Just in case anyone was worried that Broad City has transformed itself into a melodrama, I just want to clarify that “Burning Bridges” is also really f*cking funny. A sequence early on in the episode involving Ilana skipping down the street while shouting “Madonna, Rihanna, Ilana!” made me laugh out loud several times. Bob Balaban, Susie Essman, and Eliot Glazer return as Ilana’s endearingly opinionated family, and a scene where Ilana accidentally catcalls her brother is not to be missed. On top of all of this, Abbi’s table-hopping features some top-shelf physical comedy, particularly after she’s downed her second martini of the night.

My point is saying all of this is that I’m so impressed with how the show is still very much itself while exploring new avenues of storytelling. The best TV shows find ways to give their characters added layers over time, while never losing site of what made them so unique in the first place. Abbi and Ilana deal with some big changes over the episode, but Broad City itself isn’t changing at all.
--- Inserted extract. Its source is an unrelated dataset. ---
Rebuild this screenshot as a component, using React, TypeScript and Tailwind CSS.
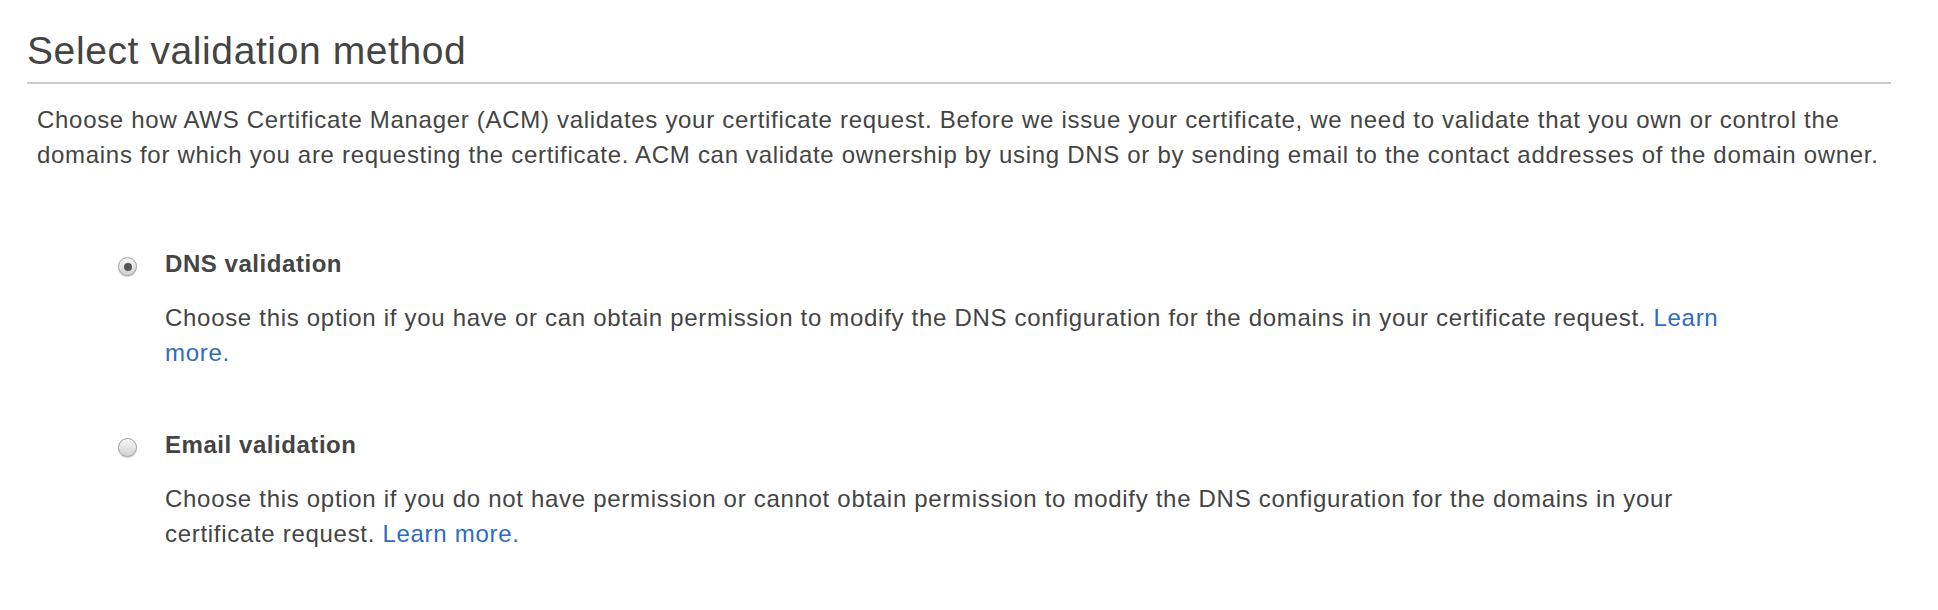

It’s just growing up, and it’s a beautiful thing to behold. Grade: A

 

Some Other Notes:

  • Fun Fact #1: The women who yell “f*ck you!” to Abbi and Ilana after they take their seats in the park were played by Jacobson and Glazer’s real-life moms.
  • Fun Fact #2: The plot of Abbi jumping between Trey’s table and the Wexlers’ table, while a commonly used sitcom premise, is also very reminiscent of a similar scene in Mrs. Doubtfire. I only bring this up because the waitress who serves both tables was played by none other than Mara Wilson!
  • I absolutely love the fact that the show keeps having Abbi re-wear the blue dress she bought in “Fattest Asses.” If I spent over $400 on an article of clothing, you can bet I’d be wearing it all the time too.
  • “Ohhh Jesus! My diaphragm! I left it! Cathy comic!”
  • Eliot recognizing Trey as Kirk Steele was so, so great.
  • “He met some beautiful queen…” “A real queen?” “No, a queen like us.”
  • I have now watched Ilana’s “Madonna, Rihanna, Ilana” sequence several times over, simply for the woman she accidentally pushes into the trashcan. It never fails to make me smile.